Unlike 2008, this bubble was not a surprise. Greenspan himself noted 'irrational exuberance' in 1996, four years before it popped.
Instead, Stoller posits that the dot-com era is the better mirror. The mechanism then was over-investment in infrastructure—fiber-optic networks—that turned out to be largely fraudulent or wasteful, much like the current data center build-out. "The boom in fiber, in other words, was a result of fraud," he notes regarding WorldCom, but adds that the broader sector saw massive speculative capital inflows. The parallel is striking: just as the dot-com crash led to a recession centered on tech and manufacturing before the Fed engineered a housing boom to replace it, an AI collapse could trigger an "investment-led recession."
The AI data center build-out is fostering significant economic growth... If they collapse, we could see an investment-led recession.

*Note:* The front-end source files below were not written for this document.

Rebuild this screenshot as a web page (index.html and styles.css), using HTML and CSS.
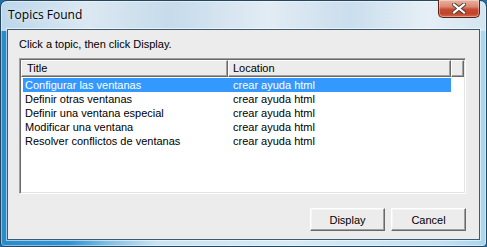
FILE: index.html
```html
<!DOCTYPE html>
<html lang="en">
<head>
    <meta charset="UTF-8">
    <title>Topics Found</title>
    <link rel="stylesheet" href="styles.css">
</head>
<body>
    <div class="window">
        <!-- Title bar -->
        <div class="titlebar">
            <span class="title">Topics Found</span>
            <button class="close-btn" aria-label="Close">
                <svg width="14" height="11" viewBox="0 0 14 11">
                    <path d="M2 1.5 L12 9.5 M12 1.5 L2 9.5" stroke="#4a3a36" stroke-width="4" stroke-linecap="square" fill="none"/>
                    <path d="M2 1.5 L12 9.5 M12 1.5 L2 9.5" stroke="#ffffff" stroke-width="2.2" stroke-linecap="square" fill="none"/>
                </svg>
            </button>
        </div>

        <div class="client">
            <p class="hint">Click a topic, then click Display.</p>

            <div class="listview">
                <div class="lv-header">
                    <div class="hcell col-title">Title</div>
                    <div class="hcell col-loc">Location</div>
                    <div class="hcell col-rest"></div>
                </div>
                <ul class="lv-rows">
                    <li class="row selected"><span class="cell-title">Configurar las ventanas</span><span class="cell-loc">crear ayuda html</span></li>
                    <li class="row"><span class="cell-title">Definir otras ventanas</span><span class="cell-loc">crear ayuda html</span></li>
                    <li class="row"><span class="cell-title">Definir una ventana especial</span><span class="cell-loc">crear ayuda html</span></li>
                    <li class="row"><span class="cell-title">Modificar una ventana</span><span class="cell-loc">crear ayuda html</span></li>
                    <li class="row"><span class="cell-title">Resolver conflictos de ventanas</span><span class="cell-loc">crear ayuda html</span></li>
                </ul>
            </div>

            <div class="actions">
                <button class="btn">Display</button>
                <button class="btn">Cancel</button>
            </div>
        </div>
    </div>
</body>
</html>
```

FILE: styles.css
```css
html, body {
    margin: 0;
    padding: 0;
    width: 487px;
    height: 247px;
    overflow: hidden;
    background: #1c6fa8;
}
.window {
    box-sizing: border-box;
    width: 487px;
    height: 247px;
    border: 1px solid #25465c;
    border-radius: 7px 7px 4px 4px;
    background:
        linear-gradient(to bottom, rgba(255,255,255,0) 0, rgba(255,255,255,0) 25px, rgba(255,255,255,0) 100%),
        linear-gradient(to right, #bcd6eb 0%, #dbe8f2 18%, #c6dbeb 35%, #e2ecf4 55%, #cadeed 72%, #e6eff6 88%, #d3e5f1 100%) top / 100% 30px no-repeat,
        linear-gradient(to right, #2a8bcb 0%, #2f93d2 14%, #7fbfe5 22%, #c9e3f2 32%, #d5eaf5 60%, #c2e1f2 90%, #a8d6ee 100%);
    box-shadow: inset 0 0 0 1px rgba(255,255,255,0.45);
    font-family: "Liberation Sans", Arial, sans-serif;
    font-size: 11px;
    color: #000;
}
.titlebar {
    height: 28px;
    display: flex;
    justify-content: space-between;
    align-items: flex-start;
    padding: 0 6px 0 7px;
}
.title {
    font-family: "Open Sans", "Noto Sans", sans-serif;
    font-size: 12px;
    line-height: 16px;
    margin-top: 6px;
    text-shadow: 0 0 6px rgba(255,255,255,0.9);
}
.close-btn {
    width: 42px;
    height: 18px;
    margin-top: -1px;
    padding: 0;
    border: 1px solid #5a2216;
    border-top: none;
    border-radius: 0 0 5px 5px;
    background: linear-gradient(to bottom, #eab3a2 0%, #dc8770 40%, #c84a30 55%, #c2452b 80%, #d76a4a 100%);
    box-shadow: inset 0 0 0 1px rgba(255,255,255,0.35);
    display: flex;
    align-items: center;
    justify-content: center;
}
.client {
    box-sizing: border-box;
    height: 211px;
    margin: 0 6px;
    border: 1px solid #3d5b6e;
    background: #ececec;
    padding: 8px 13px 0 11px;
    box-shadow: 0 0 0 1px rgba(255,255,255,0.55);
}
.hint {
    margin: 0;
    line-height: 13px;
}
.listview {
    box-sizing: border-box;
    width: 447px;
    height: 136px;
    margin-top: 7px;
    background: #fff;
    border: 1px solid;
    border-color: #a0a0a0 #fff #fff #a0a0a0;
    box-shadow: inset 1px 1px #696969, inset -1px -1px #e3e3e3;
    padding: 1px;
}
.lv-header {
    display: flex;
    height: 17px;
}
.hcell {
    box-sizing: border-box;
    height: 17px;
    line-height: 14px;
    background: #ececec;
    border-top: 1px solid #fff;
    border-left: 1px solid #fff;
    border-right: 1px solid #696969;
    border-bottom: 1px solid #696969;
    box-shadow: inset -1px -1px #a0a0a0;
}
.col-title {
    width: 207px;
    padding-left: 5px;
}
.col-loc {
    width: 223px;
    padding-left: 4px;
}
.col-rest {
    flex: 1;
}
.lv-rows {
    list-style: none;
    margin: 0;
    padding: 1px 0 0 2px;
}
.row {
    display: flex;
    width: 428px;
    height: 14px;
    line-height: 14px;
    white-space: nowrap;
}
.row.selected {
    background: #3399ff;
    color: #fff;
}
.cell-title {
    width: 205px;
    padding-left: 2px;
}
.cell-loc {
    padding-left: 3px;
}
.actions {
    display: flex;
    justify-content: flex-end;
    gap: 6px;
    margin-top: 14px;
}
.btn {
    box-sizing: border-box;
    width: 75px;
    height: 23px;
    padding: 0;
    font-family: "Liberation Sans", Arial, sans-serif;
    font-size: 11px;
    color: #000;
    background: #ececec;
    border: 1px solid;
    border-color: #fff #696969 #696969 #fff;
    box-shadow: inset -1px -1px #a0a0a0, inset 1px 1px #f4f4f4;
}
```
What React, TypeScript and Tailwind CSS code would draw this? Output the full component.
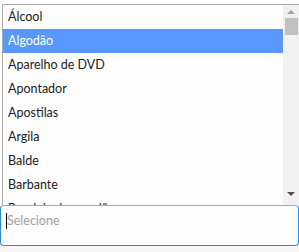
import React from 'react';

const items = [
  'Álcool',
  'Algodão',
  'Aparelho de DVD',
  'Apontador',
  'Apostilas',
  'Argila',
  'Balde',
  'Barbante',
  'Bandeja de papelão',
];

const App = () => {
  return (
    <div className="w-[299px] h-[252px] bg-[#f6f6f6] font-['Lato',sans-serif] overflow-hidden">
      <div className="bg-white pt-[4px]">
        <div className="ml-[2px] h-[201px] flex border-t border-l border-[#a9a9a9] bg-[#fdfdfd]">
          <ul className="flex-1 overflow-hidden">
            {items.map((item, i) => (
              <li
                key={item}
                className={
                  'h-[24px] flex items-center pl-[5px] text-[12.5px] ' +
                  (i === 1 ? 'bg-[#5897fb] text-white' : 'text-[#222]')
                }
              >
                {item}
              </li>
            ))}
          </ul>
          <div className="w-[16px] bg-[#f1f1f1] flex flex-col items-center">
            <svg width="8" height="5" viewBox="0 0 8 5" className="mt-[4px]">
              <path d="M0 5 L4 1 L8 5 Z" fill="#a3a3a3" />
            </svg>
            <div className="mt-[4px] w-[13px] h-[17px] bg-[#c1c1c1]" />
            <div className="flex-1" />
            <svg width="8" height="5" viewBox="0 0 8 5" className="mb-[8px]">
              <path d="M0 0 L8 0 L4 4 Z" fill="#505050" />
            </svg>
          </div>
        </div>
      </div>
      <div className="h-[41px] rounded-[4px] border border-[#1a8cff] border-t-[#a9a9a9] bg-[#fdfdfd] flex items-start pt-[6px] pl-[5px]">
        <span className="w-px h-[16px] bg-black mt-[1px]" />
        <span className="text-[12.5px] text-[#a0a0a0] leading-[18px]">Selecione</span>
      </div>
    </div>
  );
};

export default App;
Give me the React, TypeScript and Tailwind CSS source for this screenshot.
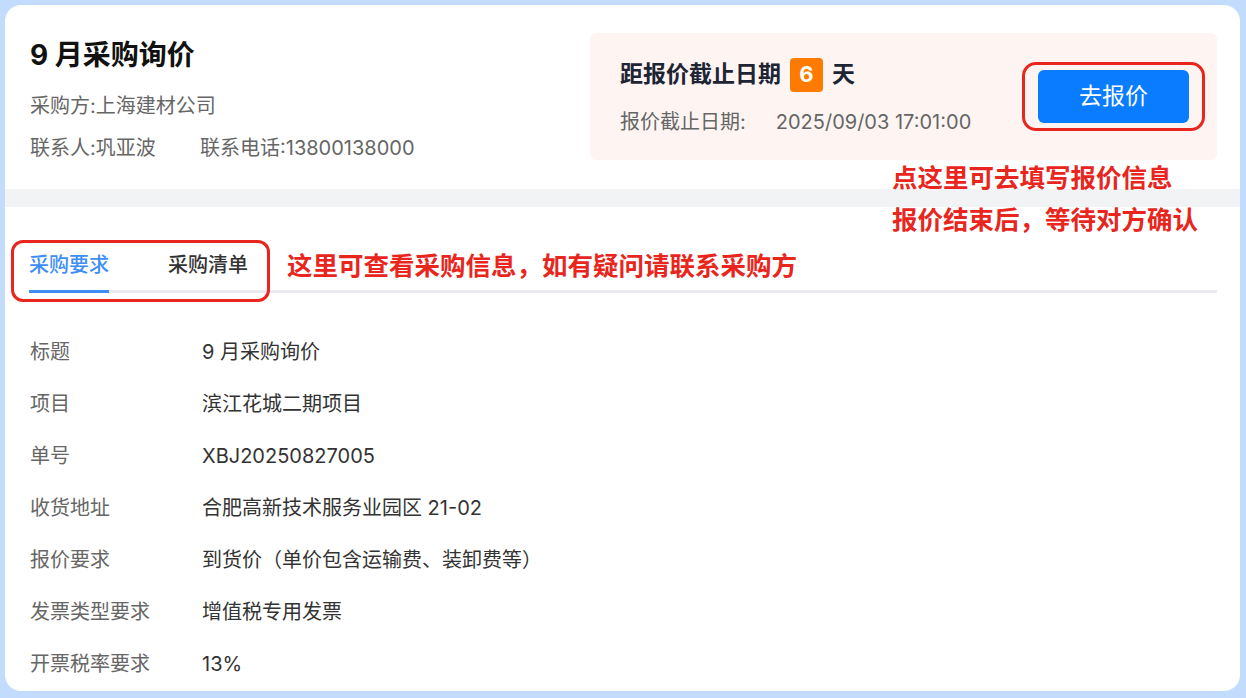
const rows: { label: string; value: string }[] = [
  { label: "标题", value: "9 月采购询价" },
  { label: "项目", value: "滨江花城二期项目" },
  { label: "单号", value: "XBJ20250827005" },
  { label: "收货地址", value: "合肥高新技术服务业园区 21-02" },
  { label: "报价要求", value: "到货价（单价包含运输费、装卸费等）" },
  { label: "发票类型要求", value: "增值税专用发票" },
  { label: "开票税率要求", value: "13%" },
]

const App = () => {
  return (
    <div className="w-[1246px] h-[698px] bg-[#c3dcfd] pt-[5px] pl-[5px] pr-[6px] pb-[7px] font-['Inter','Noto_Sans_CJK_SC',sans-serif]">
      <div className="relative h-full bg-white rounded-[16px] overflow-hidden">
        {/* header */}
        <div className="flex justify-between pl-[25px] pr-[23px] pt-[28px] h-[184px]">
          <div className="mt-[4px]">
            <h1 className="text-[28px] leading-[36px] font-bold text-[#111]">9 月采购询价</h1>
            <p className="mt-[19px] text-[20px] leading-[28px] text-[#666]">采购方:上海建材公司</p>
            <div className="mt-[14px] flex text-[20px] leading-[28px] text-[#666]">
              <span className="w-[170px]">联系人:巩亚波</span>
              <span>联系电话:13800138000</span>
            </div>
          </div>

          <div className="w-[627px] h-[127px] bg-[#fef5f3] rounded-md flex items-center justify-between pl-[30px] pr-[12px]">
            <div>
              <div className="flex items-center h-[34px]">
                <span className="text-[23px] font-bold text-[#1d2433]">距报价截止日期</span>
                <span className="ml-[9px] w-[33px] h-[34px] rounded-[4px] bg-[#ff7a00] text-white text-[22px] font-bold flex items-center justify-center">6</span>
                <span className="ml-[9px] text-[23px] font-bold text-[#1d2433]">天</span>
              </div>
              <div className="mt-[16px] flex text-[20px] leading-[28px] text-[#666]">
                <span>报价截止日期:</span>
                <span className="ml-[30px]">2025/09/03 17:01:00</span>
              </div>
            </div>
            <div className="border-[3px] border-[#e8261d] rounded-[14px] px-[13px] py-[5px]">
              <button className="w-[151px] h-[53px] rounded-[6px] bg-[#0a7cff] text-white text-[23px]">去报价</button>
            </div>
          </div>
        </div>

        <div className="h-[18px] bg-[#f2f3f5]" />

        {/* tabs */}
        <div className="relative pt-[44px] pl-[24px] pr-[23px]">
          <div className="flex gap-[59px] border-b-[3px] border-[#e9ebef] text-[20px] leading-[28px]">
            <div className="pb-[11px] -mb-[3px] border-b-[3px] border-[#3d8ef7] text-[#3d8ef7] font-medium">采购要求</div>
            <div className="pb-[11px] text-[#333] font-medium">采购清单</div>
          </div>
          <div className="absolute left-[6px] top-[33px] w-[259px] h-[62px] border-[3px] border-[#e8261d] rounded-[12px]" />
          <div className="absolute left-[282px] top-[38px] text-[25.5px] leading-[42px] font-bold text-[#e8261d]">
            这里可查看采购信息，如有疑问请联系采购方
          </div>
        </div>

        {/* rows */}
        <div className="mt-[33px] pl-[25px] text-[20px]">
          {rows.map((r) => (
            <div key={r.label} className="flex items-center h-[52px]">
              <span className="w-[172px] text-[#666]">{r.label}</span>
              <span className="text-[#333]">{r.value}</span>
            </div>
          ))}
        </div>

        <div className="absolute left-[887px] top-[152px] text-[25.5px] leading-[42px] font-bold text-[#e8261d]">
          <p>点这里可去填写报价信息</p>
          <p>报价结束后，等待对方确认</p>
        </div>
      </div>
    </div>
  )
}

export default App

This comparison adds necessary depth by referencing the 1995 Private Securities Litigation Reform Act, which made it easier for CEOs to issue misleading statements—a legal environment that mirrors today's regulatory gaps. It suggests that the solution to a burst bubble might not be a bailout of homeowners, as in 2008, but rather a desperate attempt by policymakers to engineer a new speculative boom elsewhere to fill the void.
Bottom Line
Stoller's most compelling insight is that the AI bubble is not just a tech story, but a macroeconomic event driven by the same forces that created the dot-com crash: over-investment in infrastructure fueled by speculative capital. The piece's greatest strength is its refusal to get bogged down in the moral philosophy of AI, focusing instead on the hard math of financing and balance sheet contagion. However, it leaves open the question of whether the government will learn from history or simply repeat the cycle of replacing one bubble with another to avoid a recession. Watch for the moment when corporate earnings reports fail to justify the trillion-dollar infrastructure spend—that is the true trigger point.